The second witness, a farmer from Latamenah, told STJ about the large sums of money he paid in bribes to rent his own land:
“Government forces cordoned Latamenah in August 2019 to force us to abandon our homes . . . I fled with my family. I could not take the costly agricultural machines I used in the cultivation of pistachio crops over my 26 Dunums (26,000 m2) . . . Our annual land revenues amounted to 30,000 USD. We never imagined that the day would come when we would be deprived of our land, for which we toiled for over 20 years. [Learning about the auctions], we delegated a relative to apply on our behalf. He paid an officer 240,000 SYP in bribes to have his name listed for the bids. Ultimately, we rented our own land for 9 million SYP, not including the deposits.”
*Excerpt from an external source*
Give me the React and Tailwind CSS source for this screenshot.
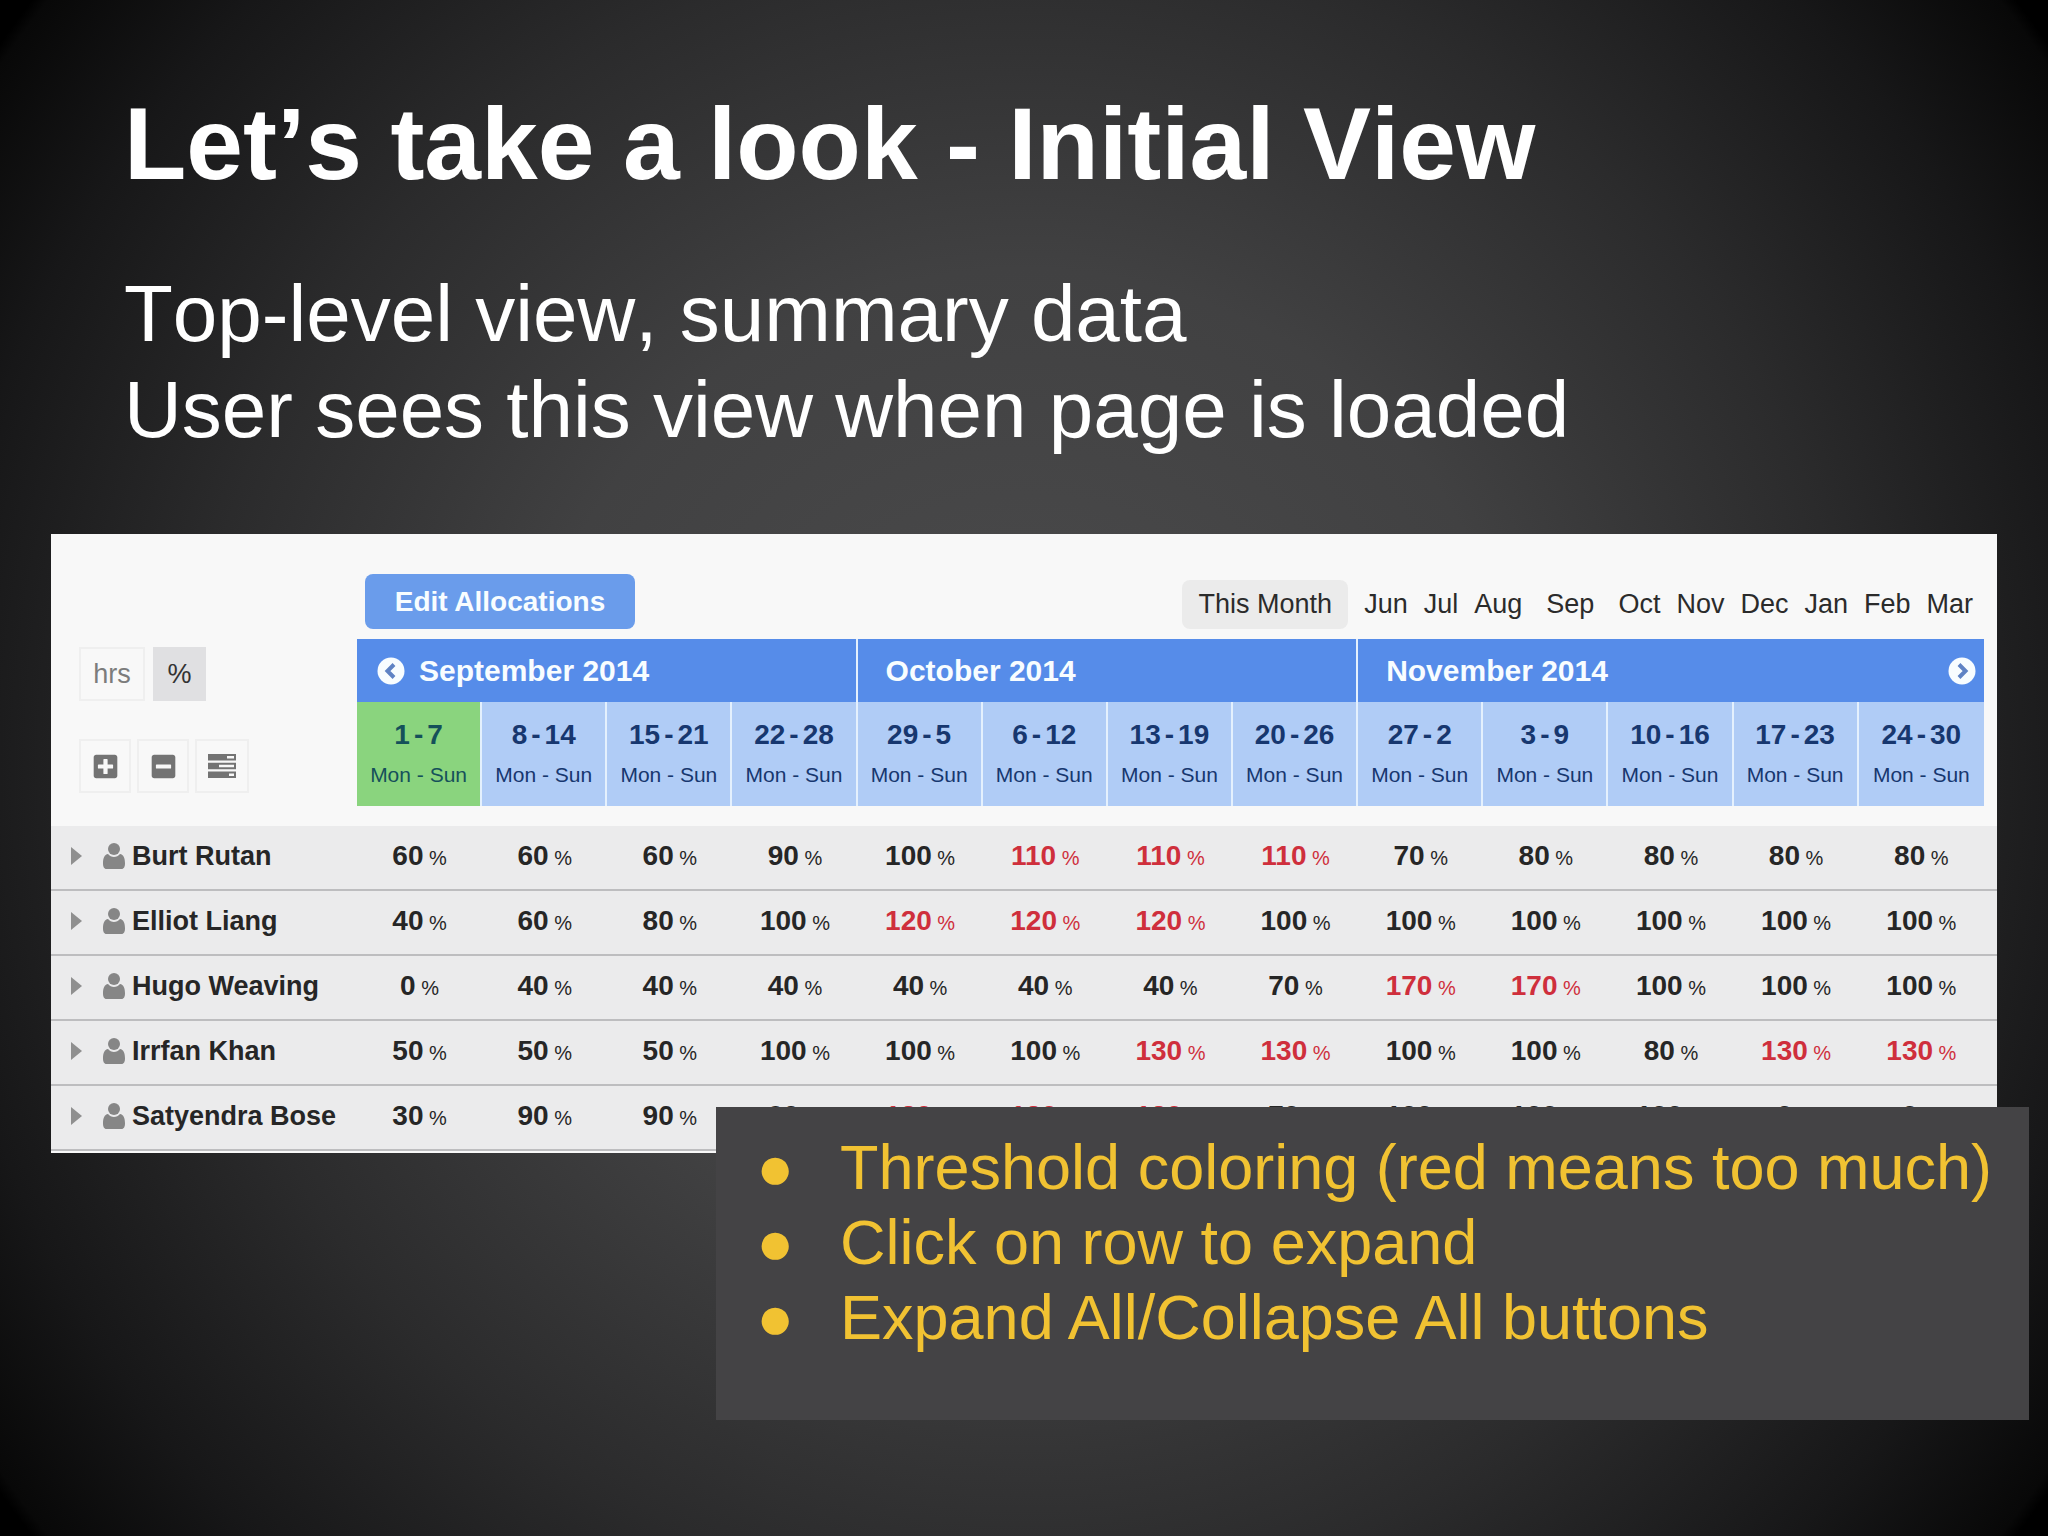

 Ownership rights over targeted lands were transferred to locals on the heels of Agricultural Reclamation Laws enforced in late 1960s, as well as the ownership ceiling laws put in place after Syria and Egypt merged into the United Arab Republic (UAR).
 The Hama Security and Military Committee (HSMC) is the supreme political, security and military power in the province. The HSMC was founded after 2011, as the situation in Syria spiraled into armed conflict. Similar security committees operate across provinces that the government controls. In terms of hierarchy, the chain of command goes down from the head of the committee— the highest ranking official— to the governor, the secretary of the province’s Ba’ath Party office, the representative of the National Progressive Front, the attorney general, the head of the police department, the head of the military police department, the head of the Military Security Branch, the head of the General Directorate of Intelligence branch, the head of the Political Security branch, the head of the Air Force Intelligence, the commander of the National Defense militias, and finally command of military brigades and divisions.